La clôture de la procédure a été prononcée le 20 janvier 2023.



Pour un exposé plus détaillé des faits, de la procédure, des moyens et prétentions des parties, la cour renvoie expressément à la décision déférée ainsi qu'aux conclusions susvisées, conformément aux dispositions de l'article 455 du code de procédure civile.








SUR CE, LA COUR



Sur la recevabilité de la demande de rétractation



La société In System soutient que la demande en rétractation présentée par les sociétés SVD Gestion et SVD Consulting est irrecevable au motif qu'elle a été formée plus d'un mois après la notification des ordonnances des 5 et 17 janvier 2022 en exécution desquelles la mesure d'instruction a été réalisée, et ce en méconnaissance des dispositions de l'article R.153-1 du code de commerce.



L'article R.153-1 du code de commerce énonce que lorsqu'il est saisi sur requête sur le fondement de l'article 145 du code de procédure civile ou au cours d'une mesure d'instruction ordonnée sur ce fondement, le juge peut ordonner d'office le placement sous séquestre provisoire des pièces demandées afin d'assurer la protection du secret des affaires.

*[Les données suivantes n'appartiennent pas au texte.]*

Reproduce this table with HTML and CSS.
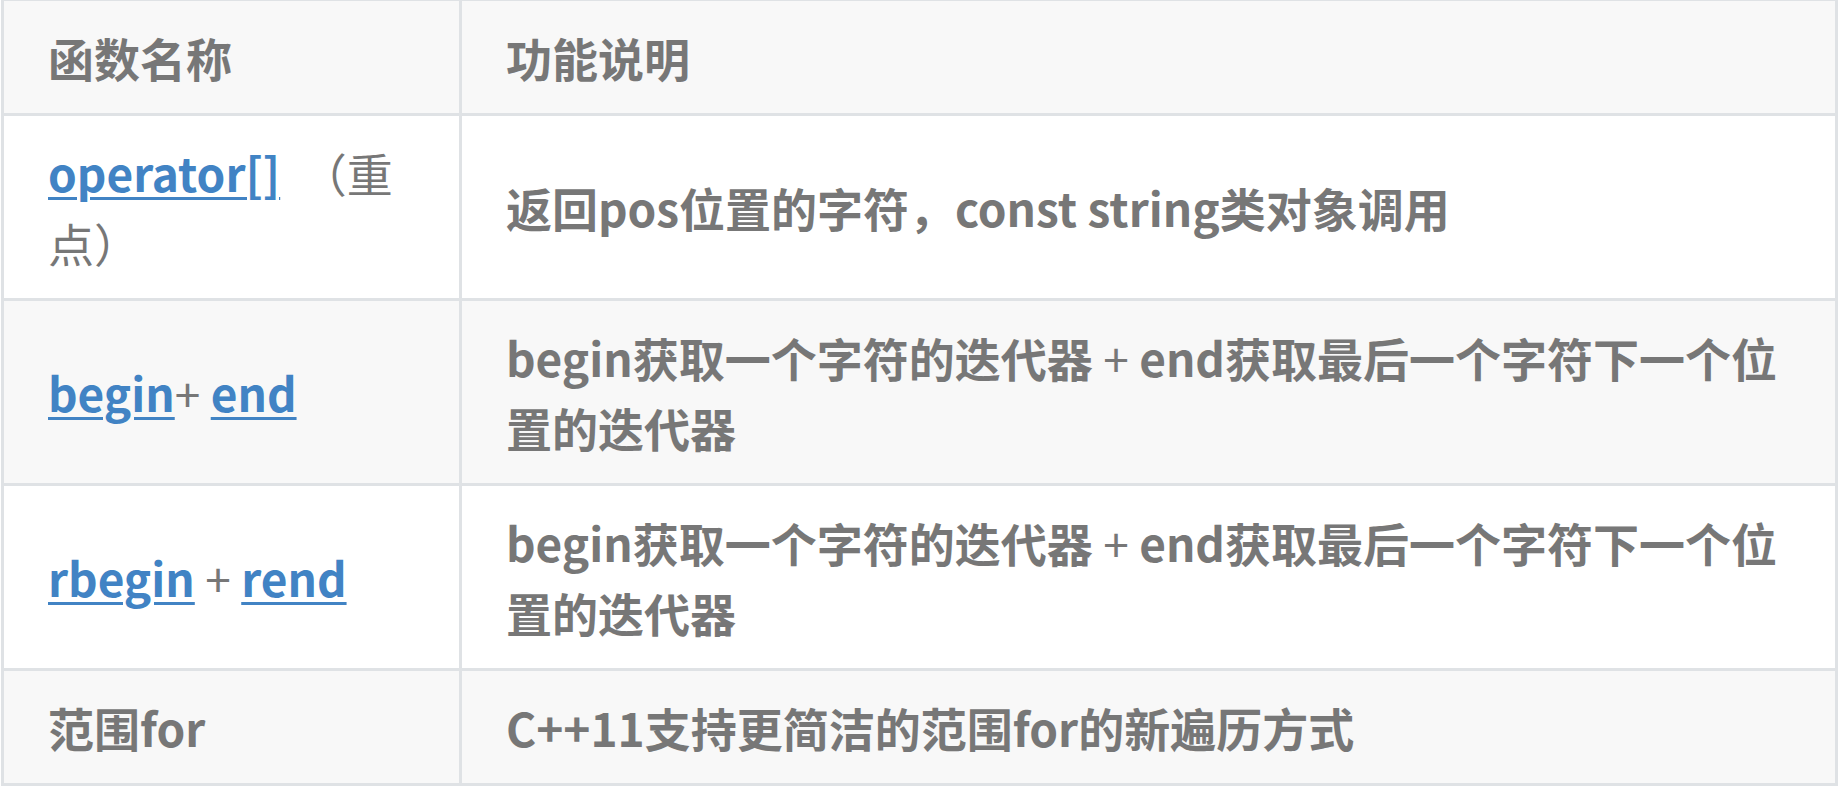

Si le juge n'est pas saisi d'une demande de modification ou de rétractation de son ordonnance en application de l'article 497 du code de procédure civile dans un délai d'un mois à compter de la signification de la décision, la mesure de séquestre provisoire mentionnée à l'alinéa précédent est levée et les pièces sont transmises au requérant.

Le juge saisi en référé d'une demande de modification ou de rétractation de l'ordonnance est compétent pour statuer sur la levée totale ou partielle de la mesure de séquestre dans les conditions prévues aux articles R.153-3 à R153-10.



Le délai d'un mois visé par le texte susvisé ne s'applique qu'à la levée de la mesure de séquestre de sorte qu'il n'a aucune incidence sur la recevabilité de la demande de rétractation de l'ordonnance sur requête, fondée sur les dispositions de l'article 497 du code de procédure civile qui ne fixent aucun délai pour la former.



Il en résulte que la demande de rétractation formée par les sociétés SVD Gestion et SVD Consulting suivant acte du 28 mars 2022 est recevable.



La société In System fait en outre valoir que l'assignation en rétractation délivrée le 28 mars 2022 ne visait que l'ordonnance du 27 octobre 2021, pourtant non exécutée, et que les appelantes sont irrecevables à solliciter, par conclusions ultérieures, la rétractation des ordonnances des 5 et 17 janvier 2022, demande ne se rattachant pas par un lien suffisant à la demande originaire.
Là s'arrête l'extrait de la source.